Sometimes the simplest meals are the best.  Really, when you have pasta, chicken, good cheese and tomatoes, do you really need much else?  Probably not.  This site has been really focused on dessert recipes lately, and while I love a great recipe for candy or cookies or cake as much as the next girl (probably more, in fact), every once in a while I have to throw in something healthy and substantial.

Also, for those of you who commented on last week’s Splurge or Steal post, the “Steal” cocktail ring is the one on the right!  It’s $4.80 from Forever 21.  The other is gorgeous too, and it’s from Max and Chloe, available here [2].  Enjoy!
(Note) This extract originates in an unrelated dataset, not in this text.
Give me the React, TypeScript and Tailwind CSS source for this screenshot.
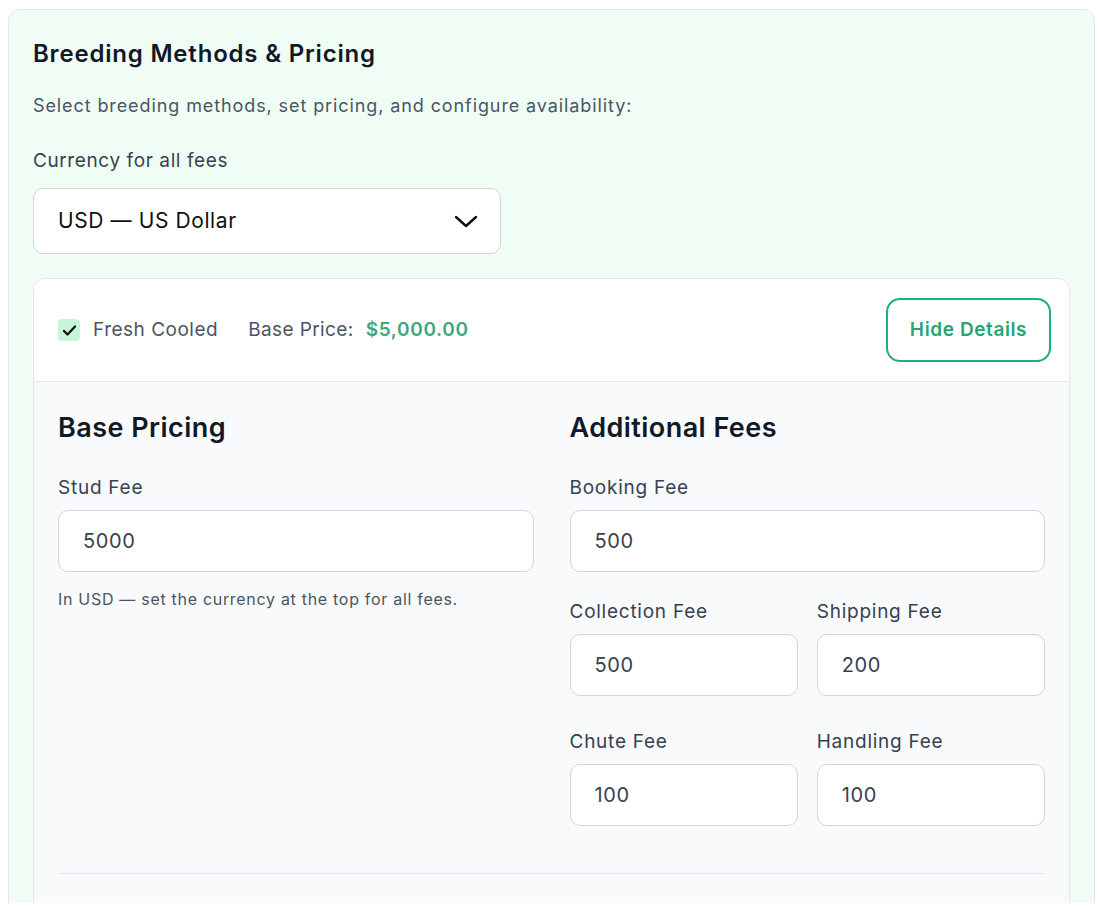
import { useState } from "react";

const FONT = { fontFamily: "Inter, 'Noto Sans', sans-serif" };

function Field({
  label,
  value,
  onChange,
}: {
  label: string;
  value: string;
  onChange: (v: string) => void;
}) {
  return (
    <label className="block">
      <span className="block text-[19px] leading-[28px] tracking-[0.75px] text-[#374151]">{label}</span>
      <input
        type="text"
        value={value}
        onChange={(e) => onChange(e.target.value)}
        className="mt-2 block w-full h-[62px] rounded-[10px] border border-[#d1d5db] bg-white px-6 text-[20px] tracking-[0.6px] text-[#374151] focus:outline-none"
      />
    </label>
  );
}

export default function App() {
  const [checked, setChecked] = useState(true);
  const [open, setOpen] = useState(true);
  const [fees, setFees] = useState({
    stud: "5000",
    booking: "500",
    collection: "500",
    shipping: "200",
    chute: "100",
    handling: "100",
  });

  const set = (k: keyof typeof fees) => (v: string) => setFees((f) => ({ ...f, [k]: v }));

  return (
    <div className="h-[903px] overflow-hidden bg-white" style={FONT}>
      <div className="ml-[8px] mt-[9px] w-[1087px] rounded-xl border border-[#e5e7eb] bg-[#f0fdf4] px-6 pt-7 pb-6">
        {/* Header */}
        <h2 className="text-[24px] leading-[32px] tracking-[0.8px] font-semibold text-[#111827]">
          Breeding Methods &amp; Pricing
        </h2>
        <p className="mt-[22px] text-[18px] leading-[28px] tracking-[0.9px] text-[#4b5563]">
          Select breeding methods, set pricing, and configure availability:
        </p>

        {/* Currency */}
        <div className="mt-[27px] text-[19px] leading-[28px] tracking-[0.6px] text-[#374151]">Currency for all fees</div>
        <div className="mt-[13px] flex h-[66px] w-[468px] items-center justify-between rounded-[10px] border border-[#d1d5db] bg-white pl-6 pr-[22px]">
          <span className="text-[21px] tracking-[0.6px] text-[#111111]">USD — US Dollar</span>
          <svg width="24" height="24" viewBox="0 0 24 24" fill="none" stroke="#111" strokeWidth="2.4" strokeLinecap="round" strokeLinejoin="round">
            <path d="M2 8l10 9 10-9" />
          </svg>
        </div>

        {/* Method card */}
        <div className="mt-6 overflow-hidden rounded-xl border border-[#e5e7eb] bg-white">
          <div className="flex h-[102px] items-center justify-between pl-6 pr-[18px]">
            <div className="flex items-center">
              <button
                type="button"
                onClick={() => setChecked(!checked)}
                className="flex h-[22px] w-[22px] items-center justify-center rounded-[4px] bg-[#c6f6d8] cursor-pointer"
              >
                {checked && (
                  <svg width="19" height="19" viewBox="0 0 24 24" fill="none" stroke="#111" strokeWidth="2.8" strokeLinecap="round" strokeLinejoin="round">
                    <path d="M5 12.5l4.5 4.5L19 7" />
                  </svg>
                )}
              </button>
              <span className="ml-[13px] text-[19px] tracking-[0.5px] text-[#4b5563]">Fresh Cooled</span>
              <span className="ml-[30px] text-[19px] tracking-[0.4px] text-[#4b5563]">Base Price:</span>
              <span className="ml-[12px] text-[19px] tracking-[0.65px] font-semibold text-[#3ea87a]">$5,000.00</span>
            </div>
            <button
              type="button"
              onClick={() => setOpen(!open)}
              className="h-[64px] w-[165px] rounded-[14px] border-2 border-[#22ad7b] bg-white text-[19px] tracking-[0.6px] font-semibold text-[#22a774] cursor-pointer"
            >
              {open ? "Hide Details" : "Show Details"}
            </button>
          </div>

          {open && (
            <div className="border-t border-[#e5e7eb] bg-[#f8fafc] px-6 pt-7 pb-10">
              <div className="grid grid-cols-2 gap-9">
                {/* Base pricing */}
                <div>
                  <h3 className="text-[27px] leading-[36px] tracking-[0.45px] font-semibold text-[#111827]">Base Pricing</h3>
                  <div className="mt-[28px]">
                    <Field label="Stud Fee" value={fees.stud} onChange={set("stud")} />
                  </div>
                  <p className="mt-[15px] text-[16px] leading-[24px] tracking-[0.7px] text-[#4b5563]">
                    In USD — set the currency at the top for all fees.
                  </p>
                </div>

                {/* Additional fees */}
                <div>
                  <h3 className="text-[27px] leading-[36px] tracking-[0.45px] font-semibold text-[#111827]">Additional Fees</h3>
                  <div className="mt-[28px]">
                    <Field label="Booking Fee" value={fees.booking} onChange={set("booking")} />
                  </div>
                  <div className="mt-[26px] grid grid-cols-2 gap-x-[19px] gap-y-[32px]">
                    <Field label="Collection Fee" value={fees.collection} onChange={set("collection")} />
                    <Field label="Shipping Fee" value={fees.shipping} onChange={set("shipping")} />
                    <Field label="Chute Fee" value={fees.chute} onChange={set("chute")} />
                    <Field label="Handling Fee" value={fees.handling} onChange={set("handling")} />
                  </div>
                </div>
              </div>

              <div className="mt-[47px] border-t border-[#e5e7eb]" />
              <div className="h-[80px]" />
            </div>
          )}
        </div>
      </div>
    </div>
  );
}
Pasta with Tomatoes and Mozzarella Recipe


1 1/2 pounds plum tomatoes, seeded, coarsely chopped
1/2 cup sundried tomatoes, chopped
8 ounces fresh mozzarella cheese, cut into strips
4 tablespoons extra-virgin olive oil
2 tbsp capers
1 pound chicken breast, cooked and cut into pieces
12 ounces rotini pasta


Mix tomatoes, sundried tomatoes, mozzarella, capers and oil in medium bowl.  Season with salt and pepper.

Cook pasta in large pot of boiling salted water until just tender.  Drain the pasta and return the noodles to the pot. Add the chicken and the tomato mixture and toss gently over low heat, until everything is heated through.  Season with salt and pepper again and serve.